In order to establish an alternative to potentially costly and time-consuming litigation, the Harper Government has issued a guideline to make formal mediation procedures available under the Investment Canada Act. This guideline will provide a voluntary means of resolving disputes when the Minister believes an investor has failed to comply with an undertaking.
To ensure that the review process focuses on the most significant transactions, regulations will be amended and published to progressively raise the review threshold from $330 million in asset value to $1 billion in enterprise value over a four-year period. This is in line with the core recommendations of the Compete to Win report of the Competition Policy Review Panel as well as previous amendments to the Investment Canada Act.
"Our foreign investment review process is sound and encourages investment, economic growth and prosperity in Canada," added the Minister. "With these targeted changes, we will ensure that it continues to do so for years to come."
Industry Canada has published a report on the administration of the Act and will be reporting annually going forward. The report provides information about investments subject to the Act and explains how the Act is administered.
Last month, Minister Paradis announced proposed legislative improvements to Canada's foreign investment review process to provide greater information to the public and more flexibility in enforcement.
For further information (media only), please contact:
Director of Communications
Office of the Honourable Christian Paradis
Minister of Industry
Proposed Amendments to the Investment Canada Regulations
Proposed amendments to the Investment Canada Regulations are necessary to bring into force the amendments to the Investment Canada Act (ICA) that were passed through the Budget Implementation Act, 2009. The ICA amendments raised the threshold for investment reviews to $1 billion over a four-year period and changed the basis of the threshold from asset value to enterprise value.
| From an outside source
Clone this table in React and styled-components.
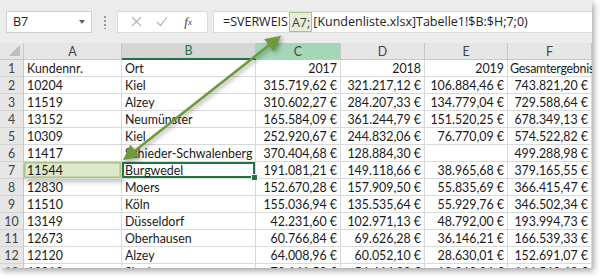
import React from "react";
import styled, { createGlobalStyle } from "styled-components";

const GlobalStyle = createGlobalStyle`
  html, body { margin: 0; padding: 0; background: #ffffff; }
  body { width: 600px; height: 278px; overflow: hidden; }
`;

const rows = [
  ["Kundennr.", "Ort", "2017", "2018", "2019", "Gesamtergebnis"],
  ["10204", "Kiel", "315.719,62 €", "321.217,12 €", "106.884,46 €", "743.821,20 €"],
  ["11519", "Alzey", "310.602,27 €", "284.207,33 €", "134.779,04 €", "729.588,64 €"],
  ["13152", "Neumünster", "165.584,09 €", "361.244,79 €", "151.520,25 €", "678.349,13 €"],
  ["10309", "Kiel", "252.920,67 €", "244.832,06 €", "76.770,09 €", "574.522,82 €"],
  ["11417", "Schieder-Schwalenberg", "370.404,68 €", "128.884,30 €", "", "499.288,98 €"],
  ["11544", "Burgwedel", "191.081,21 €", "149.118,66 €", "38.965,68 €", "379.165,55 €"],
  ["12830", "Moers", "152.670,28 €", "157.909,50 €", "55.835,69 €", "366.415,47 €"],
  ["11510", "Köln", "155.036,94 €", "135.535,64 €", "55.929,76 €", "346.502,34 €"],
  ["13149", "Düsseldorf", "42.231,60 €", "102.971,13 €", "48.792,00 €", "193.994,73 €"],
  ["12673", "Oberhausen", "60.766,84 €", "69.626,28 €", "36.146,21 €", "166.539,33 €"],
  ["12120", "Alzey", "64.008,96 €", "60.052,10 €", "28.630,01 €", "152.691,07 €"],
  ["12912", "Siegburg", "70.141,52 €", "56.464,30 €", "19.963,86 €", "146.569,68 €"],
];

const columns = ["A", "B", "C", "D", "E", "F"];

const Frame = styled.div`
  position: relative;
  width: 592px;
  height: 268px;
  overflow: hidden;
  background: #ffffff;
  box-shadow: 2px 3px 6px rgba(0, 0, 0, 0.35);
`;

const Toolbar = styled.div`
  display: flex;
  align-items: center;
  height: 43px;
  padding: 0 0 0 6px;
  box-sizing: border-box;
  background: #ececec;
  font-family: "Open Sans", "Liberation Sans", sans-serif;
`;

const NameBox = styled.div`
  display: flex;
  align-items: center;
  justify-content: space-between;
  width: 86px;
  height: 22px;
  box-sizing: border-box;
  padding: 0 6px;
  background: #fff;
  border: 1px solid #d0d0d0;
  font-size: 12.5px;
  color: #222;
`;

const Caret = styled.span`
  width: 0;
  height: 0;
  border-left: 3.5px solid transparent;
  border-right: 3.5px solid transparent;
  border-top: 4px solid #666;
`;

const Grip = styled.div`
  width: 2px;
  height: 14px;
  margin: 0 11px 0 12px;
  background: radial-gradient(circle, #999 0.8px, transparent 1px) 0 0 / 2px 4px repeat-y;
`;

const ButtonBox = styled.div`
  display: flex;
  align-items: center;
  justify-content: space-around;
  width: 91px;
  height: 22px;
  box-sizing: border-box;
  background: #fff;
  border: 1px solid #dcdcdc;
  padding: 0 6px;
`;

const IconButton = styled.span`
  display: flex;
  align-items: center;
  justify-content: center;
  width: 18px;
  height: 18px;
  color: ${(p) => (p.$dark ? "#444" : "#b4b4b4")};
  font-family: "Liberation Serif", serif;
  font-style: italic;
  font-size: 13px;
`;

const FormulaBox = styled.div`
  display: flex;
  align-items: center;
  flex: 1;
  height: 22px;
  margin-left: 5px;
  box-sizing: border-box;
  padding-left: 9px;
  background: #fff;
  border: 1px solid #dcdcdc;
  border-right: none;
  font-size: 12.5px;
  color: #222;
  white-space: nowrap;
`;

const RefHighlight = styled.span`
  display: inline-block;
  height: 20px;
  line-height: 19px;
  padding: 0 1px 0 2px;
  margin: 0 1px;
  box-sizing: border-box;
  background: #e6eed9;
  border: 1.5px solid #a9c47f;
  color: #3b3b3b;
`;

const Grid = styled.div`
  display: grid;
  grid-template-columns: 24px 98px 134px 85px 84px 83px 84px;
  grid-auto-rows: 17px;
  font-family: Lato, "Liberation Sans", sans-serif;
  font-size: 12.4px;
  color: #1a1a1a;
`;

const Corner = styled.div`
  position: relative;
  background: #e6e6e6;
  border-right: 1px solid #c8c8c8;
  border-bottom: 1px solid #c8c8c8;
  &::after {
    content: "";
    position: absolute;
    right: 3px;
    bottom: 3px;
    border-left: 11px solid transparent;
    border-bottom: 11px solid #bdbdbd;
  }
`;

const ColHead = styled.div`
  display: flex;
  align-items: center;
  justify-content: center;
  box-sizing: border-box;
  background: ${(p) => (p.$fill ? "#a3d7b8" : p.$active ? "#d6d6d6" : "#e6e6e6")};
  color: ${(p) => (p.$active ? "#217346" : "#444")};
  border-right: 1px solid #c8c8c8;
  border-bottom: ${(p) => (p.$active ? "2px solid #217346" : "1px solid #c8c8c8")};
`;

const RowHead = styled.div`
  display: flex;
  align-items: center;
  justify-content: center;
  box-sizing: border-box;
  background: #e6e6e6;
  color: #444;
  border-right: 1px solid #c8c8c8;
  border-bottom: 1px solid #d4d4d4;
`;

const Cell = styled.div`
  position: relative;
  display: flex;
  align-items: center;
  justify-content: ${(p) => (p.$right ? "flex-end" : "flex-start")};
  box-sizing: border-box;
  padding: 0 3px 0 ${(p) => (p.$tight ? "2px" : "3px")};
  letter-spacing: ${(p) => (p.$tight ? "-0.25px" : "normal")};
  white-space: nowrap;
  border-right: 1px solid #d9d9d9;
  border-bottom: 1px solid #d9d9d9;
  background: ${(p) => (p.$ref ? "#dde8cd" : "#fff")};
  ${(p) =>
    p.$ref &&
    `
    box-shadow: inset 0 0 0 1.5px #a9c47f, 2px 3px 5px rgba(0,0,0,0.25);
    z-index: 1;
  `}
  ${(p) =>
    p.$selected &&
    `
    box-shadow: inset 0 0 0 2px #217346;
    z-index: 2;
  `}
`;

const Handle = styled.span`
  position: absolute;
  right: -3px;
  bottom: -3px;
  width: 5px;
  height: 5px;
  background: #217346;
  border: 1px solid #fff;
`;

const ArrowLayer = styled.svg`
  position: absolute;
  left: 0;
  top: 0;
  pointer-events: none;
  z-index: 5;
  filter: drop-shadow(2px 2px 2px rgba(0, 0, 0, 0.35));
`;

function Arrow() {
  return (
    <ArrowLayer width="592" height="268" viewBox="0 0 592 268">
      <defs>
        <marker id="head" markerWidth="6" markerHeight="6" refX="4" refY="3" orient="auto-start-reverse" markerUnits="strokeWidth">
          <path d="M0,0 L6,3 L0,6 Z" fill="#6e9a3c" />
        </marker>
      </defs>
      <line x1="127" y1="157" x2="277" y2="39" stroke="#6e9a3c" strokeWidth="2.6" markerStart="url(#head)" markerEnd="url(#head)" />
    </ArrowLayer>
  );
}

const isNumeric = (v) => /^[\d.,\s€]+$/.test(v) && v !== "";

export default function App() {
  return (
    <>
      <GlobalStyle />
      <Frame>
        <Toolbar>
          <NameBox>
            B7
            <Caret />
          </NameBox>
          <Grip />
          <ButtonBox>
            <IconButton>
              <svg width="11" height="11" viewBox="0 0 11 11">
                <path d="M1 1 L10 10 M10 1 L1 10" stroke="currentColor" strokeWidth="1.2" />
              </svg>
            </IconButton>
            <IconButton>
              <svg width="12" height="11" viewBox="0 0 12 11">
                <path d="M1 6 L4.5 9.5 L11 1" stroke="currentColor" strokeWidth="1.2" fill="none" />
              </svg>
            </IconButton>
            <IconButton $dark>
              f<sub style={{ fontSize: "9px" }}>x</sub>
            </IconButton>
          </ButtonBox>
          <FormulaBox>
            =SVERWEIS
            <RefHighlight>A7;</RefHighlight>
            [Kundenliste.xlsx]Tabelle1!$B:$H;7;0)
          </FormulaBox>
        </Toolbar>
        <Grid>
          <Corner />
          {columns.map((c) => (
            <ColHead key={c} $active={c === "B"} $fill={c === "C"}>
              {c}
            </ColHead>
          ))}
          {rows.map((r, i) => (
            <React.Fragment key={i}>
              <RowHead>{i + 1}</RowHead>
              {r.map((v, j) => (
                <Cell
                  key={j}
                  $right={j >= 2 && isNumeric(v)}
                  $tight={i === 0 && j === 5}
                  $ref={i === 6 && j === 0}
                  $selected={i === 6 && j === 1}
                >
                  {v}
                  {i === 6 && j === 1 && <Handle />}
                </Cell>
              ))}
            </React.Fragment>
          ))}
        </Grid>
        <Arrow />
      </Frame>
    </>
  );
}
The Regulations are related to statutory amendments to the ICA that responded to core recommendations of the June 2008 Compete to Win report of the Competition Policy Review Panel.Recognizing that foreign investment is beneficial to Canada, the Panel recommended that the scope of the ICA be narrowed by focusing the net benefit review process on only the most significant transactions. To this end, the Panel recommended that the investment review threshold be raised to $1 billion and that the standard for determining the value of the Canadian business being acquired be changed to enterprise value. The current standard is based on the value of the assets according to the business' financial statements, or book value. The concept of enterprise value better reflects the value of a business as a going concern and the increasing importance of service and knowledge-based industries.
Proposed amendments to the Regulations setting out the method for calculating enterprise value were first pre-published for public comment in the Canada Gazette, Part I, in 2009. Comments received from stakeholders during that 30-day public consultation period have been considered. Changes to reflect these comments have been made, along with additional proposed changes to the methodology for calculating enterprise value.
Accordingly, the Regulations are being pre-published in the Canada Gazette, Part I, for a 30-day public consultation period to provide stakeholders with another opportunity to provide comments before final publication.
Once the Regulations are in force, the investment review threshold will immediately rise from $330 million in asset value to $600 million in enterprise value for two years, then to $800 million for two years, then to $1 billion (subsequently, the threshold will be indexed to reflect changes in Canada's gross domestic product as is currently the case under the ICA).